Carla Gugino shows a breasts, but in a very dimly lit sex scene that never really provides a good look except from the side.

Beverly Hotsprings shows full frontal, and Yvette Lera shows breasts in a lesbian porn film being watched by the security guard at the computer geek's apartment.

While he showers, Gil Bellows shows his butt in an overhead shot

The Critics Vote ...

The People Vote ...

The meaning of the IMDb score: 7.5 usually indicates a level of excellence equivalent to about three and a half stars from the critics. 6.0 usually indicates lukewarm watchability, comparable to approximately two and a half stars from the critics. The fives are generally not worthwhile unless they are really your kind of material, equivalent to about a two star rating from the critics, or a C- from our system. Films rated below five are generally awful even if you like that kind of film - this score is roughly equivalent to one and a half stars from the critics or a D on our scale. (Possibly even less, depending on just how far below five the rating is.
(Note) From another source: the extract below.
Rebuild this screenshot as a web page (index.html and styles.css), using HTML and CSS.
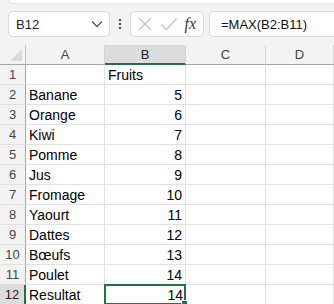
FILE: index.html
```html
<!DOCTYPE html>
<html lang="fr">

<head>
    <meta charset="UTF-8">
    <meta name="viewport" content="width=device-width, initial-scale=1.0">
    <title>Classeur</title>
    <link rel="stylesheet" href="styles.css">
</head>

<body>
    <div class="ribbon-edge"></div>

    <div class="formula-bar">
        <div class="name-box">
            <span>B12</span>
            <svg class="chevron" width="12" height="8" viewBox="0 0 12 8">
                <path d="M1 1.5 L6 6.5 L11 1.5" fill="none" stroke="#555" stroke-width="1.3" />
            </svg>
        </div>
        <div class="more">
            <span></span><span></span><span></span>
        </div>
        <div class="actions">
            <svg width="16" height="16" viewBox="0 0 16 16">
                <path d="M2 2 L14 14 M14 2 L2 14" stroke="#c4c4c4" stroke-width="1.3" fill="none" />
            </svg>
            <svg width="18" height="16" viewBox="0 0 18 16">
                <path d="M1.5 8.5 L6.5 13.5 L16.5 2.5" stroke="#c4c4c4" stroke-width="1.3" fill="none" />
            </svg>
            <span class="fx">fx</span>
        </div>
        <div class="formula">=MAX(B2:B11)</div>
    </div>

    <div class="sheet">
        <div class="corner"><span class="corner-tri"></span></div>
        <div class="col-head">A</div>
        <div class="col-head active">B</div>
        <div class="col-head">C</div>
        <div class="col-head">D</div>

        <div class="row-head">1</div>
        <div class="cell"></div>
        <div class="cell">Fruits</div>
        <div class="cell"></div>
        <div class="cell"></div>

        <div class="row-head">2</div>
        <div class="cell">Banane</div>
        <div class="cell num">5</div>
        <div class="cell"></div>
        <div class="cell"></div>

        <div class="row-head">3</div>
        <div class="cell">Orange</div>
        <div class="cell num">6</div>
        <div class="cell"></div>
        <div class="cell"></div>

        <div class="row-head">4</div>
        <div class="cell">Kiwi</div>
        <div class="cell num">7</div>
        <div class="cell"></div>
        <div class="cell"></div>

        <div class="row-head">5</div>
        <div class="cell">Pomme</div>
        <div class="cell num">8</div>
        <div class="cell"></div>
        <div class="cell"></div>

        <div class="row-head">6</div>
        <div class="cell">Jus</div>
        <div class="cell num">9</div>
        <div class="cell"></div>
        <div class="cell"></div>

        <div class="row-head">7</div>
        <div class="cell">Fromage</div>
        <div class="cell num">10</div>
        <div class="cell"></div>
        <div class="cell"></div>

        <div class="row-head">8</div>
        <div class="cell">Yaourt</div>
        <div class="cell num">11</div>
        <div class="cell"></div>
        <div class="cell"></div>

        <div class="row-head">9</div>
        <div class="cell">Dattes</div>
        <div class="cell num">12</div>
        <div class="cell"></div>
        <div class="cell"></div>

        <div class="row-head">10</div>
        <div class="cell">Bœufs</div>
        <div class="cell num">13</div>
        <div class="cell"></div>
        <div class="cell"></div>

        <div class="row-head">11</div>
        <div class="cell">Poulet</div>
        <div class="cell num">14</div>
        <div class="cell"></div>
        <div class="cell"></div>

        <div class="row-head active">12</div>
        <div class="cell">Resultat</div>
        <div class="cell num selected">14<span class="handle"></span></div>
        <div class="cell"></div>
        <div class="cell"></div>
    </div>
</body>

</html>
```

FILE: styles.css
```css
body {
    margin: 0;
    background: #f3f3f3;
    font-family: 'Liberation Sans', Arial, sans-serif;
    width: 334px;
    height: 304px;
    overflow: hidden;
}

.ribbon-edge {
    height: 3px;
    margin-left: 8px;
    background: #fff;
    border-bottom: 1px solid #e3e3e3;
    border-left: 1px solid #e3e3e3;
    border-bottom-left-radius: 6px;
}

.formula-bar {
    display: flex;
    align-items: center;
    height: 26px;
    margin-top: 7px;
    padding-left: 8px;
}

.name-box,
.actions,
.formula {
    box-sizing: border-box;
    height: 26px;
    background: #fff;
    border: 1px solid #dadada;
    border-radius: 5px;
    display: flex;
    align-items: center;
}

.name-box {
    width: 102px;
    padding: 0 6px 0 7px;
    justify-content: space-between;
    font-size: 13px;
    color: #222;
}

.more {
    width: 20px;
    display: flex;
    flex-direction: column;
    align-items: center;
    gap: 2px;
}

.more span {
    width: 2px;
    height: 2px;
    background: #444;
}

.actions {
    width: 74px;
    padding: 0 6px 0 6px;
    justify-content: space-between;
}

.fx {
    font-family: 'Liberation Serif', 'Times New Roman', serif;
    font-style: italic;
    font-size: 16px;
    color: #333;
    margin-right: 1px;
}

.formula {
    flex: 1;
    margin-left: 5px;
    padding-left: 11px;
    border-right: none;
    border-radius: 5px 0 0 5px;
    font-size: 13px;
    color: #111;
}

.sheet {
    display: grid;
    grid-template-columns: 26px 79px 81px 80px 1fr;
    grid-auto-rows: 20px;
    margin-top: 8px;
    background: #fff;
}

.corner,
.col-head,
.row-head {
    background: #f3f3f3;
    color: #444;
    font-size: 13px;
    display: flex;
    align-items: center;
    justify-content: center;
    box-sizing: border-box;
}

.corner {
    position: relative;
    border-right: 1px solid #c6c6c6;
    border-bottom: 1px solid #a6a6a6;
}

.corner-tri {
    position: absolute;
    right: 3px;
    bottom: 3px;
    width: 0;
    height: 0;
    border-left: 12px solid transparent;
    border-bottom: 12px solid #dadada;
}

.col-head {
    border-right: 1px solid #d4d4d4;
    border-bottom: 1px solid #a6a6a6;
}

.col-head.active {
    background: #dcdcdc;
    color: #222;
    border-bottom: 2px solid #217346;
}

.row-head {
    border-right: 1px solid #a6a6a6;
    border-bottom: 1px solid #e1e1e1;
}

.row-head.active {
    background: #dcdcdc;
    color: #222;
    border-right: 2px solid #217346;
}

.cell {
    box-sizing: border-box;
    border-right: 1px solid #e1e1e1;
    border-bottom: 1px solid #e1e1e1;
    font-size: 14px;
    color: #000;
    padding: 0 3px;
    display: flex;
    align-items: center;
    white-space: nowrap;
}

.cell.num {
    justify-content: flex-end;
}

.cell.selected {
    position: relative;
    border: 2px solid #217346;
    margin: -1px 0 0 -1px;
    padding-right: 1px;
}

.handle {
    position: absolute;
    right: -4px;
    bottom: -4px;
    width: 5px;
    height: 5px;
    background: #217346;
    border: 1px solid #fff;
}
```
My own guideline: A means the movie is so good it will appeal to you even if you hate the genre. B means the movie is not good enough to win you over if you hate the genre, but is good enough to do so if you have an open mind about this type of film. C means it will only appeal to genre addicts, and has no crossover appeal. (C+ means it has no crossover appeal, but will be considered excellent by genre fans, while C- indicates that it we found it to be a poor movie although genre addicts find it watchable). D means you'll hate it even if you like the genre. E means that you'll hate it even if you love the genre. F means that the film is not only unappealing across-the-board, but technically inept as well. Any film rated C- or better is recommended for fans of that type of film. Any film rated B- or better is recommended for just about anyone. We don't score films below C- that often, because we like movies and we think that most of them have at least a solid niche audience. Now that you know that, you should have serious reservations about any movie below C-.

Based on this description, this is a C+.